Let’s examine a local ski bum who has skied at this resort every day it has been open for the last 11 years. He takes whatever odd jobs that show up from time to time in order to buy his season pass and he probably bootlegs a ski lesson here and there for a little walking around money. This guy makes more turns on his skis every winter than many people will make in a lifetime. He doesn’t buy a $5 double latte to sip on while stuck in the morning freeway traffic. He doesn’t argue with his wife about who is going to take which of their kids to which soccer practice. Instead, his only worry is buying the gas to get him back and forth to the ski lift from his bedroom in the nearby town.

Is being a ski bum the life for you? Probably not, but think about it for a minute. How would you like to ski seven days a week all winter? You can do this because whatever job you have in the city, there is one just like it at a ski resort. A ski resort is a microcosm of city life, with fire departments, trash removal, police, real estate agents, secretaries, clerks, computer operators, ski patrolmen, or any manner of employment. The difference between doing the same job in the city or in a ski resort is that with your job in a ski resort comes at least two days a week of skiing. If you land a night job, you can ski seven days a week.

Was I a ski bum in the formative years of my film career? I wear that name proudly, but not in the strictest sense of the word bum. Even when I was living in the parking lot on less than 25 cents a day, eating oyster crackers and ketchup for lunch and frozen rabbits for dinner, I was drawing cartoons and selling them for a dollar and painting pictures on casts in the evening. I skied seven days a week from November until May.

I think I had a purpose in life then, but I can’t tell you what it was. I had just spent three and a half years in the Navy and had been sunk in a hurricane in the South Pacific. I had saved enough money to self publish a cartoon book of my impressions of skiing. As I look at that 1946 cartoon book now, I remember that every time I sold a copy for $2, I earned a $1 profit.
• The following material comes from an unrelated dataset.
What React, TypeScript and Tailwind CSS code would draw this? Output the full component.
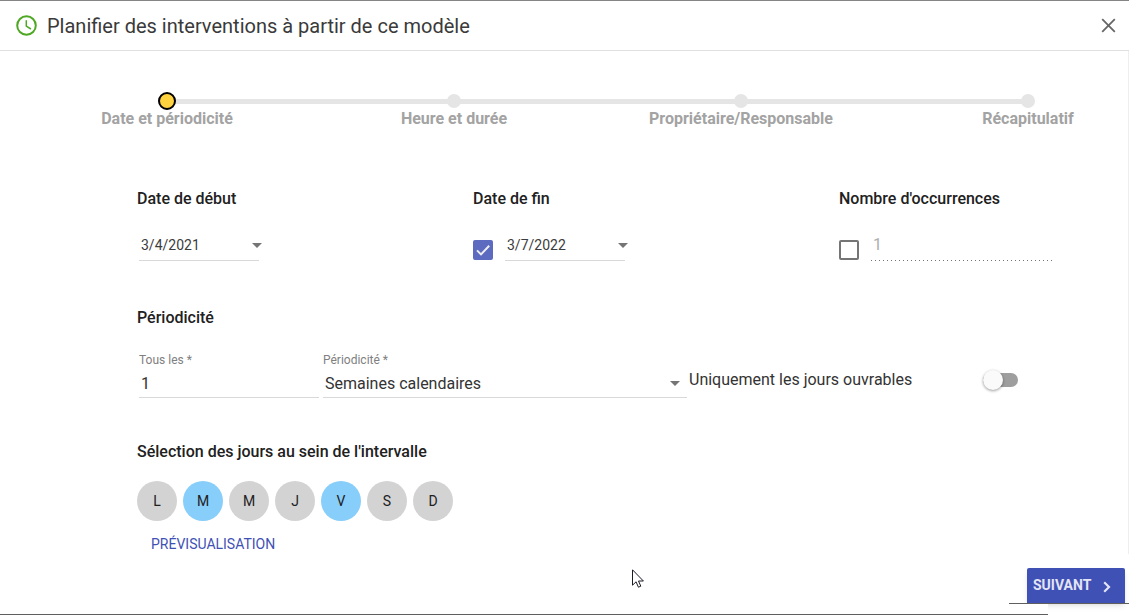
import React, { useState } from 'react';

const STEPS = ['Date et périodicité', 'Heure et durée', 'Propriétaire/Responsable', 'Récapitulatif'];

const DAYS = [
  { id: 'lundi', letter: 'L' },
  { id: 'mardi', letter: 'M' },
  { id: 'mercredi', letter: 'M' },
  { id: 'jeudi', letter: 'J' },
  { id: 'vendredi', letter: 'V' },
  { id: 'samedi', letter: 'S' },
  { id: 'dimanche', letter: 'D' },
];

const Caret: React.FC = () => (
  <svg className="h-[5px] w-[10px]" viewBox="0 0 10 5" fill="#757575" aria-hidden="true">
    <path d="M0 0h10L5 5z" />
  </svg>
);

interface DateFieldProps {
  label: string;
  value: string;
  onChange: (value: string) => void;
}

const DateField: React.FC<DateFieldProps> = ({ label, value, onChange }) => (
  <div className="flex items-center">
    <input
      type="text"
      aria-label={label}
      value={value}
      onChange={e => onChange(e.target.value)}
      className="h-8 w-[120px] border-b border-[#d9d9d9] px-[2px] text-sm text-[#3c3c3c] outline-none"
    />
    <button type="button" aria-label={`Ouvrir le calendrier : ${label}`} className="-ml-[7px] flex h-8 items-center">
      <Caret />
    </button>
  </div>
);

interface CheckboxProps {
  label: string;
  checked: boolean;
  onChange: (checked: boolean) => void;
}

const Checkbox: React.FC<CheckboxProps> = ({ label, checked, onChange }) => (
  <span className="mb-px grid size-5 shrink-0">
    <input
      type="checkbox"
      aria-label={label}
      checked={checked}
      onChange={e => onChange(e.target.checked)}
      className="col-start-1 row-start-1 size-5 appearance-none rounded-[2px] border-2 border-[#757575] checked:border-[#5c6bc0] checked:bg-[#5c6bc0]"
    />
    {checked && (
      <svg className="pointer-events-none col-start-1 row-start-1 size-5" viewBox="0 0 20 20" fill="none" stroke="#eeeeee" strokeWidth="2" aria-hidden="true">
        <path d="M4 10.4l4 4 8.2-8.6" />
      </svg>
    )}
  </span>
);

export default function App() {
  const [startDate, setStartDate] = useState('3/4/2021');
  const [endDate, setEndDate] = useState('3/7/2022');
  const [useEndDate, setUseEndDate] = useState(true);
  const [useCount, setUseCount] = useState(false);
  const [count, setCount] = useState('1');
  const [every, setEvery] = useState('1');
  const [workingDays, setWorkingDays] = useState(false);
  const [selectedDays, setSelectedDays] = useState(['mardi', 'vendredi']);

  const toggleDay = (id: string) => {
    setSelectedDays(selectedDays.includes(id) ? selectedDays.filter(d => d !== id) : [...selectedDays, id]);
  };

  return (
    <div className="relative flex min-h-screen flex-col border-t border-[#858585] bg-white font-[Roboto,sans-serif] text-base text-[#212121]">
      <header className="flex h-[50px] items-center border-b border-[#e0e0e0] pr-3 pl-4">
        <svg className="size-[21px]" viewBox="0 0 21 21" fill="none" stroke="#4ea824" aria-hidden="true">
          <circle cx="10.5" cy="10.5" r="9.3" strokeWidth="2" />
          <path d="M10.3 5.2v6l4.6 2.8" strokeWidth="1.5" />
        </svg>
        <h1 className="ml-[10px] flex-1 text-xl text-[#3a3a3a]">Planifier des interventions à partir de ce modèle</h1>
        <button type="button" aria-label="Fermer">
          <svg className="size-[17px]" viewBox="0 0 17 17" fill="none" stroke="#666666" strokeWidth="1.8" aria-hidden="true">
            <path d="M2.2 2.2l12.6 12.6M14.8 2.2L2.2 14.8" />
          </svg>
        </button>
      </header>

      <main className="border-r border-[#eeeeee]">
        <nav aria-label="Étapes" className="pt-10 pr-[92px] pl-[159px]">
          <ol className="relative flex justify-between">
            <li aria-hidden="true" className="absolute top-2 right-2 left-2 h-[5px] bg-[#e5e5e5]" />
            {STEPS.map((step, i) => (
              <li key={step} className="relative flex w-4 flex-col items-center">
                <span className="flex h-5 items-center">
                  {i === 0 ? (
                    <span className="size-[18px] rounded-full border-2 border-black bg-[#ffd23f]" />
                  ) : (
                    <span className="size-[14px] rounded-full bg-[#e5e5e5]" />
                  )}
                </span>
                <span className="leading-4 font-bold whitespace-nowrap text-[#a3a3a3]">{step}</span>
              </li>
            ))}
          </ol>
        </nav>

        <form className="pt-[60px] pl-[137px]">
          <div className="grid grid-cols-[336fr_366fr_289fr]">
            <section>
              <h2 className="font-medium">Date de début</h2>
              <div className="mt-[18px] pl-[2px]">
                <DateField label="Date de début" value={startDate} onChange={setStartDate} />
              </div>
            </section>
            <section>
              <h2 className="font-medium">Date de fin</h2>
              <div className="mt-[18px] flex items-end gap-3">
                <Checkbox label="Date de fin" checked={useEndDate} onChange={setUseEndDate} />
                <DateField label="Date de fin" value={endDate} onChange={setEndDate} />
              </div>
            </section>
            <section>
              <h2 className="font-medium">Nombre d'occurrences</h2>
              <div className="mt-[18px] flex items-end gap-3 pr-[74px]">
                <Checkbox label="Nombre d'occurrences" checked={useCount} onChange={setUseCount} />
                <input
                  type="text"
                  aria-label="Nombre d'occurrences"
                  value={count}
                  disabled={!useCount}
                  onChange={e => setCount(e.target.value)}
                  className="h-8 w-full min-w-0 bg-[linear-gradient(to_right,#757575_1px,transparent_1px)] bg-[length:4px_1px] bg-bottom-left bg-repeat-x px-[2px] pb-px text-base outline-none disabled:text-[#adadad]"
                />
              </div>
            </section>
          </div>

          <section className="mt-[45px]">
            <h2 className="font-medium">Périodicité</h2>
            <div className="mt-[22px] flex items-end pr-[110px] pl-[2px]">
              <div className="w-[180px]">
                <label htmlFor="every" className="block text-xs text-[#808080]">Tous les *</label>
                <input
                  id="every"
                  type="text"
                  value={every}
                  onChange={e => setEvery(e.target.value)}
                  className="h-[30px] w-full border-b border-[#d9d9d9] px-[2px] pt-[2px] text-[#333333] outline-none"
                />
              </div>
              <div className="ml-1 flex-1">
                <label htmlFor="period" className="block text-xs text-[#808080]">Périodicité *</label>
                <div className="grid">
                  <select
                    id="period"
                    defaultValue="weeks"
                    className="col-start-1 row-start-1 h-[30px] appearance-none border-b border-[#d9d9d9] px-[2px] pt-[2px] text-[#333333] outline-none"
                  >
                    <option value="days">Jours calendaires</option>
                    <option value="weeks">Semaines calendaires</option>
                    <option value="months">Mois calendaires</option>
                  </select>
                  <span className="pointer-events-none col-start-1 row-start-1 mr-[7px] self-center justify-self-end">
                    <Caret />
                  </span>
                </div>
              </div>
              <label className="mb-[6px] ml-[2px] flex w-[329px] items-center justify-between text-[#333333]">
                Uniquement les jours ouvrables
                <input
                  type="checkbox"
                  role="switch"
                  checked={workingDays}
                  onChange={e => setWorkingDays(e.target.checked)}
                  className="flex h-[14px] w-[35px] appearance-none items-center rounded-full bg-[#9e9e9e] before:size-5 before:shrink-0 before:rounded-full before:bg-[#fafafa] before:shadow-[0_1px_3px_rgba(0,0,0,0.4)] checked:justify-end checked:bg-[#9fa8da] checked:before:bg-[#3f51b5]"
                />
              </label>
            </div>
          </section>

          <section className="mt-[42px]">
            <h2 className="font-medium">Sélection des jours au sein de l'intervalle</h2>
            <div className="mt-[17px] flex gap-[6px]">
              {DAYS.map(day => (
                <button
                  key={day.id}
                  type="button"
                  aria-label={day.id}
                  aria-pressed={selectedDays.includes(day.id)}
                  onClick={() => toggleDay(day.id)}
                  className={`size-10 rounded-full text-sm ${selectedDays.includes(day.id) ? 'bg-[#87cefa]' : 'bg-[#d3d3d3]'}`}
                >
                  {day.letter}
                </button>
              ))}
            </div>
            <button type="button" className="mt-[13px] ml-[6px] block px-2 text-sm text-[#3f51b5] uppercase">
              Prévisualisation
            </button>
          </section>
        </form>
      </main>

      <footer className="mt-auto">
        <div className="flex justify-end pr-1">
          <button type="button" className="flex h-[35px] w-[98px] items-center justify-between rounded-t-[2px] bg-[#3f51b5] pr-[14px] pb-[2px] pl-[6px] text-sm font-bold text-[#e3e5f4] uppercase shadow-md">
            Suivant
            <svg className="mt-1 h-3 w-2" viewBox="0 0 8 12" fill="none" stroke="currentColor" strokeWidth="2.2" aria-hidden="true">
              <path d="M1.2 1.2L6 6l-4.8 4.8" />
            </svg>
          </button>
        </div>
        <div className="relative ml-auto h-px w-[120px] bg-[#5f5f5f]" />
        <div className="relative mr-[81px] h-[11px] border-b border-[#5f5f5f] bg-white" />
      </footer>

      {/* mouse pointer */}
      <svg className="pointer-events-none absolute top-[568px] left-[632px] h-[19px] w-3" viewBox="0 0 12 19" fill="#ffffff" stroke="#1c1c28" aria-hidden="true">
        <path d="M.5 .8v15.4l3.6-3.4 2.3 5.4 2.4-1-2.3-5.2h4.9z" />
      </svg>
    </div>
  );
}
I sold a lot of copies of “Are my skis on straight?” Sure, I was called a ski bum, but did I care? No, because there was almost no one else at Sun Valley in those days that was skiing in the powder snow from one storm until the next all winter long.

Anyone who fits the title of ski bum today probably has a harder time of it than I did because there are a lot more people around a resort today, making it harder to slide under the radar screen. However, now you can buy a season pass at some major resorts for less than $250 if you accept the blackout days. And you should do it that way because the ski runs are way too crowded on those holidays and more part-time jobs are available during the blackout days. Grab the right part-time job and you will have enough money stashed away to keep you eating well and skiing every day until the next blackout day. Cheap housing, on the other hand, is an entirely different subject.

I have friends who have been on major resort ski patrols for 35 or 40 years. Do they have the latest car in a garage alongside of a house full of material possessions? No. But they do have a life full of great memories and a wife and kids that love freedom on the side of a hill just like they do.

People usually look at ski bums with either envy or disdain. Just remember that those ski bums are usually major contributors to your fun meter when you finally get that once-a-year week to ski and shop in their town. You too could be a ski bum. You only need the courage to throw away your commuting life and reexamine your obsessive-compulsive goals of suburban life.

There is no magic equation to becoming a ski bum. If you want to ski a lot more, just drive to the mountain and do it. The only person stopping you is you, so always remember my motto, “If you don’t do it this year, you’ll be one year older when you do.”